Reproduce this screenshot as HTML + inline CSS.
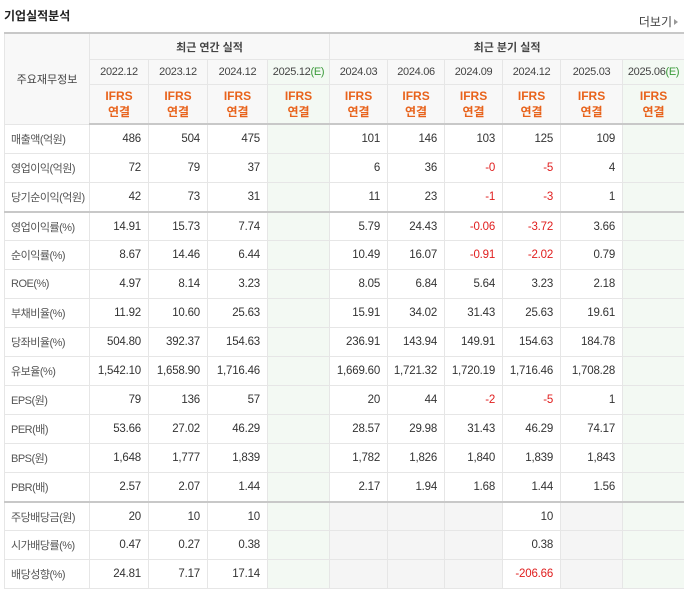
<!DOCTYPE html>
<html><head><meta charset="utf-8"><style>
body{margin:0;background:#fff;font-family:"Liberation Sans","Noto Sans CJK KR",sans-serif;color:#333;width:684px;height:585px;overflow:hidden;position:relative}
.t{position:absolute;left:4px;top:7px;font-size:12px;font-weight:bold;color:#222}
.more{position:absolute;right:6px;top:13px;font-size:12px;color:#444}
.more:after{content:"";display:inline-block;border-left:4px solid #999;border-top:3px solid transparent;border-bottom:3px solid transparent;margin-left:2px;vertical-align:1px}
table{position:absolute;left:4px;top:32px;border-collapse:collapse;table-layout:fixed;width:680px;font-size:11.5px}
td,th{border:1px solid #e6e6e6;padding:0;overflow:hidden;white-space:nowrap}
th{background:#f8f8f8;font-weight:normal;color:#444;font-size:11px}
thead tr:first-child th{border-top:2px solid #c8c8c8;font-weight:bold;height:25px}
tr.h2 th{height:24px;letter-spacing:-0.3px}
tr.h3 th{height:38px;color:#e8631c;font-weight:bold;line-height:16px;border-bottom:2px solid #c8c8c8;font-size:12px}
td{height:28px;text-align:right;padding-right:7px;letter-spacing:-0.2px}
td.l{text-align:left;padding-left:6px;color:#555;background:#fff;font-size:11px;letter-spacing:-0.5px}
.e{background:#f3f9f3!important}
.r{color:#e01e1e}
.g{background:#f5f5f5}
.sep td{border-top:2px solid #c8c8c8;height:27px}
.b1{border-left:1px solid #bbb}
.gr{color:#3a9a3a}
</style></head><body>
<div class="t">기업실적분석</div><div class="more">더보기</div>
<table>
<colgroup><col style="width:85px"><col style="width:59px"><col style="width:59px"><col style="width:60px"><col style="width:62px"><col style="width:58px"><col style="width:57px"><col style="width:58px"><col style="width:58px"><col style="width:62px"><col style="width:62px"></colgroup>
<thead>
<tr><th rowspan="3" style="font-weight:normal;background:#f8f8f8">주요재무정보</th><th colspan="4">최근 연간 실적</th><th colspan="6" class="b1">최근 분기 실적</th></tr>
<tr class="h2"><th>2022.12</th><th>2023.12</th><th>2024.12</th><th class="e">2025.12<span class="gr">(E)</span></th><th class="b1">2024.03</th><th>2024.06</th><th>2024.09</th><th>2024.12</th><th>2025.03</th><th class="e">2025.06<span class="gr">(E)</span></th></tr>
<tr class="h3"><th>IFRS<br>연결</th><th>IFRS<br>연결</th><th>IFRS<br>연결</th><th class="e">IFRS<br>연결</th><th class="b1">IFRS<br>연결</th><th>IFRS<br>연결</th><th>IFRS<br>연결</th><th>IFRS<br>연결</th><th>IFRS<br>연결</th><th class="e">IFRS<br>연결</th></tr>
</thead>
<tbody>
<tr><td class="l">매출액(억원)</td><td>486</td><td>504</td><td>475</td><td class="e"></td><td class="b1">101</td><td>146</td><td>103</td><td>125</td><td>109</td><td class="e"></td></tr>
<tr><td class="l">영업이익(억원)</td><td>72</td><td>79</td><td>37</td><td class="e"></td><td class="b1">6</td><td>36</td><td class="r">-0</td><td class="r">-5</td><td>4</td><td class="e"></td></tr>
<tr><td class="l">당기순이익(억원)</td><td>42</td><td>73</td><td>31</td><td class="e"></td><td class="b1">11</td><td>23</td><td class="r">-1</td><td class="r">-3</td><td>1</td><td class="e"></td></tr>
<tr class="sep"><td class="l">영업이익률(%)</td><td>14.91</td><td>15.73</td><td>7.74</td><td class="e"></td><td class="b1">5.79</td><td>24.43</td><td class="r">-0.06</td><td class="r">-3.72</td><td>3.66</td><td class="e"></td></tr>
<tr><td class="l">순이익률(%)</td><td>8.67</td><td>14.46</td><td>6.44</td><td class="e"></td><td class="b1">10.49</td><td>16.07</td><td class="r">-0.91</td><td class="r">-2.02</td><td>0.79</td><td class="e"></td></tr>
<tr><td class="l">ROE(%)</td><td>4.97</td><td>8.14</td><td>3.23</td><td class="e"></td><td class="b1">8.05</td><td>6.84</td><td>5.64</td><td>3.23</td><td>2.18</td><td class="e"></td></tr>
<tr><td class="l">부채비율(%)</td><td>11.92</td><td>10.60</td><td>25.63</td><td class="e"></td><td class="b1">15.91</td><td>34.02</td><td>31.43</td><td>25.63</td><td>19.61</td><td class="e"></td></tr>
<tr><td class="l">당좌비율(%)</td><td>504.80</td><td>392.37</td><td>154.63</td><td class="e"></td><td class="b1">236.91</td><td>143.94</td><td>149.91</td><td>154.63</td><td>184.78</td><td class="e"></td></tr>
<tr><td class="l">유보율(%)</td><td>1,542.10</td><td>1,658.90</td><td>1,716.46</td><td class="e"></td><td class="b1">1,669.60</td><td>1,721.32</td><td>1,720.19</td><td>1,716.46</td><td>1,708.28</td><td class="e"></td></tr>
<tr><td class="l">EPS(원)</td><td>79</td><td>136</td><td>57</td><td class="e"></td><td class="b1">20</td><td>44</td><td class="r">-2</td><td class="r">-5</td><td>1</td><td class="e"></td></tr>
<tr><td class="l">PER(배)</td><td>53.66</td><td>27.02</td><td>46.29</td><td class="e"></td><td class="b1">28.57</td><td>29.98</td><td>31.43</td><td>46.29</td><td>74.17</td><td class="e"></td></tr>
<tr><td class="l">BPS(원)</td><td>1,648</td><td>1,777</td><td>1,839</td><td class="e"></td><td class="b1">1,782</td><td>1,826</td><td>1,840</td><td>1,839</td><td>1,843</td><td class="e"></td></tr>
<tr><td class="l">PBR(배)</td><td>2.57</td><td>2.07</td><td>1.44</td><td class="e"></td><td class="b1">2.17</td><td>1.94</td><td>1.68</td><td>1.44</td><td>1.56</td><td class="e"></td></tr>
<tr class="sep"><td class="l">주당배당금(원)</td><td>20</td><td>10</td><td>10</td><td class="e"></td><td class="b1 g"></td><td class="g"></td><td class="g"></td><td>10</td><td class="g"></td><td class="e"></td></tr>
<tr><td class="l">시가배당률(%)</td><td>0.47</td><td>0.27</td><td>0.38</td><td class="e"></td><td class="b1 g"></td><td class="g"></td><td class="g"></td><td>0.38</td><td class="g"></td><td class="e"></td></tr>
<tr><td class="l">배당성향(%)</td><td>24.81</td><td>7.17</td><td>17.14</td><td class="e"></td><td class="b1 g"></td><td class="g"></td><td class="g"></td><td class="r">-206.66</td><td class="g"></td><td class="e"></td></tr>
</tbody></table>
</body></html>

#####

**GOAL OF THE EXERCISE**. Omit the pictures, then quote the rest of the material above exactly.

**FULL SOLUTION**.
Reproduce this screenshot as HTML + inline CSS.
<!DOCTYPE html>
<html><head><meta charset="utf-8"><style>
body{margin:0;background:#fff;font-family:"Liberation Sans","Noto Sans CJK KR",sans-serif;color:#333;width:684px;height:585px;overflow:hidden;position:relative}
.t{position:absolute;left:4px;top:7px;font-size:12px;font-weight:bold;color:#222}
.more{position:absolute;right:6px;top:13px;font-size:12px;color:#444}
.more:after{content:"";display:inline-block;border-left:4px solid #999;border-top:3px solid transparent;border-bottom:3px solid transparent;margin-left:2px;vertical-align:1px}
table{position:absolute;left:4px;top:32px;border-collapse:collapse;table-layout:fixed;width:680px;font-size:11.5px}
td,th{border:1px solid #e6e6e6;padding:0;overflow:hidden;white-space:nowrap}
th{background:#f8f8f8;font-weight:normal;color:#444;font-size:11px}
thead tr:first-child th{border-top:2px solid #c8c8c8;font-weight:bold;height:25px}
tr.h2 th{height:24px;letter-spacing:-0.3px}
tr.h3 th{height:38px;color:#e8631c;font-weight:bold;line-height:16px;border-bottom:2px solid #c8c8c8;font-size:12px}
td{height:28px;text-align:right;padding-right:7px;letter-spacing:-0.2px}
td.l{text-align:left;padding-left:6px;color:#555;background:#fff;font-size:11px;letter-spacing:-0.5px}
.e{background:#f3f9f3!important}
.r{color:#e01e1e}
.g{background:#f5f5f5}
.sep td{border-top:2px solid #c8c8c8;height:27px}
.b1{border-left:1px solid #bbb}
.gr{color:#3a9a3a}
</style></head><body>
<div class="t">기업실적분석</div><div class="more">더보기</div>
<table>
<colgroup><col style="width:85px"><col style="width:59px"><col style="width:59px"><col style="width:60px"><col style="width:62px"><col style="width:58px"><col style="width:57px"><col style="width:58px"><col style="width:58px"><col style="width:62px"><col style="width:62px"></colgroup>
<thead>
<tr><th rowspan="3" style="font-weight:normal;background:#f8f8f8">주요재무정보</th><th colspan="4">최근 연간 실적</th><th colspan="6" class="b1">최근 분기 실적</th></tr>
<tr class="h2"><th>2022.12</th><th>2023.12</th><th>2024.12</th><th class="e">2025.12<span class="gr">(E)</span></th><th class="b1">2024.03</th><th>2024.06</th><th>2024.09</th><th>2024.12</th><th>2025.03</th><th class="e">2025.06<span class="gr">(E)</span></th></tr>
<tr class="h3"><th>IFRS<br>연결</th><th>IFRS<br>연결</th><th>IFRS<br>연결</th><th class="e">IFRS<br>연결</th><th class="b1">IFRS<br>연결</th><th>IFRS<br>연결</th><th>IFRS<br>연결</th><th>IFRS<br>연결</th><th>IFRS<br>연결</th><th class="e">IFRS<br>연결</th></tr>
</thead>
<tbody>
<tr><td class="l">매출액(억원)</td><td>486</td><td>504</td><td>475</td><td class="e"></td><td class="b1">101</td><td>146</td><td>103</td><td>125</td><td>109</td><td class="e"></td></tr>
<tr><td class="l">영업이익(억원)</td><td>72</td><td>79</td><td>37</td><td class="e"></td><td class="b1">6</td><td>36</td><td class="r">-0</td><td class="r">-5</td><td>4</td><td class="e"></td></tr>
<tr><td class="l">당기순이익(억원)</td><td>42</td><td>73</td><td>31</td><td class="e"></td><td class="b1">11</td><td>23</td><td class="r">-1</td><td class="r">-3</td><td>1</td><td class="e"></td></tr>
<tr class="sep"><td class="l">영업이익률(%)</td><td>14.91</td><td>15.73</td><td>7.74</td><td class="e"></td><td class="b1">5.79</td><td>24.43</td><td class="r">-0.06</td><td class="r">-3.72</td><td>3.66</td><td class="e"></td></tr>
<tr><td class="l">순이익률(%)</td><td>8.67</td><td>14.46</td><td>6.44</td><td class="e"></td><td class="b1">10.49</td><td>16.07</td><td class="r">-0.91</td><td class="r">-2.02</td><td>0.79</td><td class="e"></td></tr>
<tr><td class="l">ROE(%)</td><td>4.97</td><td>8.14</td><td>3.23</td><td class="e"></td><td class="b1">8.05</td><td>6.84</td><td>5.64</td><td>3.23</td><td>2.18</td><td class="e"></td></tr>
<tr><td class="l">부채비율(%)</td><td>11.92</td><td>10.60</td><td>25.63</td><td class="e"></td><td class="b1">15.91</td><td>34.02</td><td>31.43</td><td>25.63</td><td>19.61</td><td class="e"></td></tr>
<tr><td class="l">당좌비율(%)</td><td>504.80</td><td>392.37</td><td>154.63</td><td class="e"></td><td class="b1">236.91</td><td>143.94</td><td>149.91</td><td>154.63</td><td>184.78</td><td class="e"></td></tr>
<tr><td class="l">유보율(%)</td><td>1,542.10</td><td>1,658.90</td><td>1,716.46</td><td class="e"></td><td class="b1">1,669.60</td><td>1,721.32</td><td>1,720.19</td><td>1,716.46</td><td>1,708.28</td><td class="e"></td></tr>
<tr><td class="l">EPS(원)</td><td>79</td><td>136</td><td>57</td><td class="e"></td><td class="b1">20</td><td>44</td><td class="r">-2</td><td class="r">-5</td><td>1</td><td class="e"></td></tr>
<tr><td class="l">PER(배)</td><td>53.66</td><td>27.02</td><td>46.29</td><td class="e"></td><td class="b1">28.57</td><td>29.98</td><td>31.43</td><td>46.29</td><td>74.17</td><td class="e"></td></tr>
<tr><td class="l">BPS(원)</td><td>1,648</td><td>1,777</td><td>1,839</td><td class="e"></td><td class="b1">1,782</td><td>1,826</td><td>1,840</td><td>1,839</td><td>1,843</td><td class="e"></td></tr>
<tr><td class="l">PBR(배)</td><td>2.57</td><td>2.07</td><td>1.44</td><td class="e"></td><td class="b1">2.17</td><td>1.94</td><td>1.68</td><td>1.44</td><td>1.56</td><td class="e"></td></tr>
<tr class="sep"><td class="l">주당배당금(원)</td><td>20</td><td>10</td><td>10</td><td class="e"></td><td class="b1 g"></td><td class="g"></td><td class="g"></td><td>10</td><td class="g"></td><td class="e"></td></tr>
<tr><td class="l">시가배당률(%)</td><td>0.47</td><td>0.27</td><td>0.38</td><td class="e"></td><td class="b1 g"></td><td class="g"></td><td class="g"></td><td>0.38</td><td class="g"></td><td class="e"></td></tr>
<tr><td class="l">배당성향(%)</td><td>24.81</td><td>7.17</td><td>17.14</td><td class="e"></td><td class="b1 g"></td><td class="g"></td><td class="g"></td><td class="r">-206.66</td><td class="g"></td><td class="e"></td></tr>
</tbody></table>
</body></html>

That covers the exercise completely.